Data extract →
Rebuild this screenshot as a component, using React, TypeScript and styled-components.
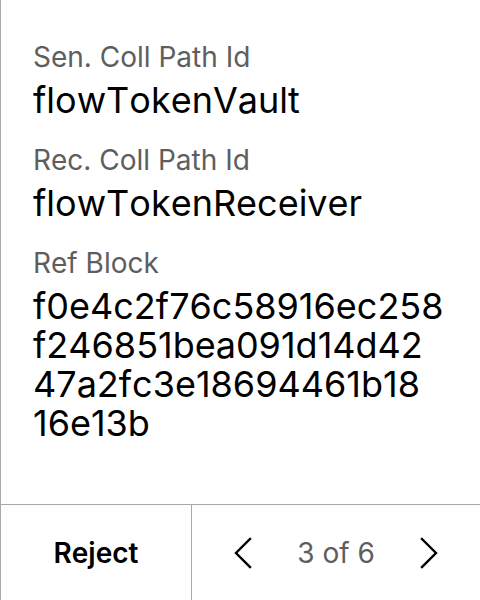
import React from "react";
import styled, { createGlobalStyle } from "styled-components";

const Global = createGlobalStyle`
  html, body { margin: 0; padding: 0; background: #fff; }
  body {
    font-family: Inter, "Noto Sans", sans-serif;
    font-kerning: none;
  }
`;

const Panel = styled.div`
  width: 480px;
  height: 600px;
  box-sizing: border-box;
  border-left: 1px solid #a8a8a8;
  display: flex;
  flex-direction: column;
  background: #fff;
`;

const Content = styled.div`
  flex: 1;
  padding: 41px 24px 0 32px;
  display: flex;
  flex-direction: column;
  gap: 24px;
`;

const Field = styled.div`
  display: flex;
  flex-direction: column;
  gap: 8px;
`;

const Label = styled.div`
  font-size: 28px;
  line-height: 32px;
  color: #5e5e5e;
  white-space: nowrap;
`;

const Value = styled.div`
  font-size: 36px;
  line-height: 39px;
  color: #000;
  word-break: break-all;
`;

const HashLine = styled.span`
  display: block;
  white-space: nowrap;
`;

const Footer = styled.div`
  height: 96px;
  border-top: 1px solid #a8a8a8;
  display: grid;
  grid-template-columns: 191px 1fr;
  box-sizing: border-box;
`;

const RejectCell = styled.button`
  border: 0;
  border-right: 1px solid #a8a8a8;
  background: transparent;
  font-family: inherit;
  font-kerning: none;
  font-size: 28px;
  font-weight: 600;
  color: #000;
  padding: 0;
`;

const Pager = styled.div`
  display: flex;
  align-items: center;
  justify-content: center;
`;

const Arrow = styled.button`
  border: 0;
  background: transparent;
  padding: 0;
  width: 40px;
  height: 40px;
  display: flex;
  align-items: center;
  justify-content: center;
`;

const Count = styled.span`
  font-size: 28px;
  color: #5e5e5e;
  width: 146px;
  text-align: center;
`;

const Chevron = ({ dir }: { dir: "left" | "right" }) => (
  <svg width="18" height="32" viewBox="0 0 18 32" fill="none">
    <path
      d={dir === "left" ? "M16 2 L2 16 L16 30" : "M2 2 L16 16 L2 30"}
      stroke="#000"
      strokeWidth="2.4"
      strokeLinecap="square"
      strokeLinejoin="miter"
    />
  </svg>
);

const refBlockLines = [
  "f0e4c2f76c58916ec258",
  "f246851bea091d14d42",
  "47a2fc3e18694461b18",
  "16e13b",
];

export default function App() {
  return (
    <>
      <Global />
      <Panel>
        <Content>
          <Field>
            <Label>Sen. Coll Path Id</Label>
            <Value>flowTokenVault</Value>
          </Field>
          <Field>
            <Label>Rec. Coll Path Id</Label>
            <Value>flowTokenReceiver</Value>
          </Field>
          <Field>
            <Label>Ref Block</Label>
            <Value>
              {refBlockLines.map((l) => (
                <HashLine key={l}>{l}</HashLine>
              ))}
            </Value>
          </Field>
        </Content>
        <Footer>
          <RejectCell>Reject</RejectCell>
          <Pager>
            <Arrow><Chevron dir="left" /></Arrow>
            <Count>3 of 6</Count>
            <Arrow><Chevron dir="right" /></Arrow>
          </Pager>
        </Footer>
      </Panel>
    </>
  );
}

What you should do → Each line of the data should be quoted exactly, with pictures left out.

Solution →
Rebuild this screenshot as a component, using React, TypeScript and styled-components.
import React from "react";
import styled, { createGlobalStyle } from "styled-components";

const Global = createGlobalStyle`
  html, body { margin: 0; padding: 0; background: #fff; }
  body {
    font-family: Inter, "Noto Sans", sans-serif;
    font-kerning: none;
  }
`;

const Panel = styled.div`
  width: 480px;
  height: 600px;
  box-sizing: border-box;
  border-left: 1px solid #a8a8a8;
  display: flex;
  flex-direction: column;
  background: #fff;
`;

const Content = styled.div`
  flex: 1;
  padding: 41px 24px 0 32px;
  display: flex;
  flex-direction: column;
  gap: 24px;
`;

const Field = styled.div`
  display: flex;
  flex-direction: column;
  gap: 8px;
`;

const Label = styled.div`
  font-size: 28px;
  line-height: 32px;
  color: #5e5e5e;
  white-space: nowrap;
`;

const Value = styled.div`
  font-size: 36px;
  line-height: 39px;
  color: #000;
  word-break: break-all;
`;

const HashLine = styled.span`
  display: block;
  white-space: nowrap;
`;

const Footer = styled.div`
  height: 96px;
  border-top: 1px solid #a8a8a8;
  display: grid;
  grid-template-columns: 191px 1fr;
  box-sizing: border-box;
`;

const RejectCell = styled.button`
  border: 0;
  border-right: 1px solid #a8a8a8;
  background: transparent;
  font-family: inherit;
  font-kerning: none;
  font-size: 28px;
  font-weight: 600;
  color: #000;
  padding: 0;
`;

const Pager = styled.div`
  display: flex;
  align-items: center;
  justify-content: center;
`;

const Arrow = styled.button`
  border: 0;
  background: transparent;
  padding: 0;
  width: 40px;
  height: 40px;
  display: flex;
  align-items: center;
  justify-content: center;
`;

const Count = styled.span`
  font-size: 28px;
  color: #5e5e5e;
  width: 146px;
  text-align: center;
`;

const Chevron = ({ dir }: { dir: "left" | "right" }) => (
  <svg width="18" height="32" viewBox="0 0 18 32" fill="none">
    <path
      d={dir === "left" ? "M16 2 L2 16 L16 30" : "M2 2 L16 16 L2 30"}
      stroke="#000"
      strokeWidth="2.4"
      strokeLinecap="square"
      strokeLinejoin="miter"
    />
  </svg>
);

const refBlockLines = [
  "f0e4c2f76c58916ec258",
  "f246851bea091d14d42",
  "47a2fc3e18694461b18",
  "16e13b",
];

export default function App() {
  return (
    <>
      <Global />
      <Panel>
        <Content>
          <Field>
            <Label>Sen. Coll Path Id</Label>
            <Value>flowTokenVault</Value>
          </Field>
          <Field>
            <Label>Rec. Coll Path Id</Label>
            <Value>flowTokenReceiver</Value>
          </Field>
          <Field>
            <Label>Ref Block</Label>
            <Value>
              {refBlockLines.map((l) => (
                <HashLine key={l}>{l}</HashLine>
              ))}
            </Value>
          </Field>
        </Content>
        <Footer>
          <RejectCell>Reject</RejectCell>
          <Pager>
            <Arrow><Chevron dir="left" /></Arrow>
            <Count>3 of 6</Count>
            <Arrow><Chevron dir="right" /></Arrow>
          </Pager>
        </Footer>
      </Panel>
    </>
  );
}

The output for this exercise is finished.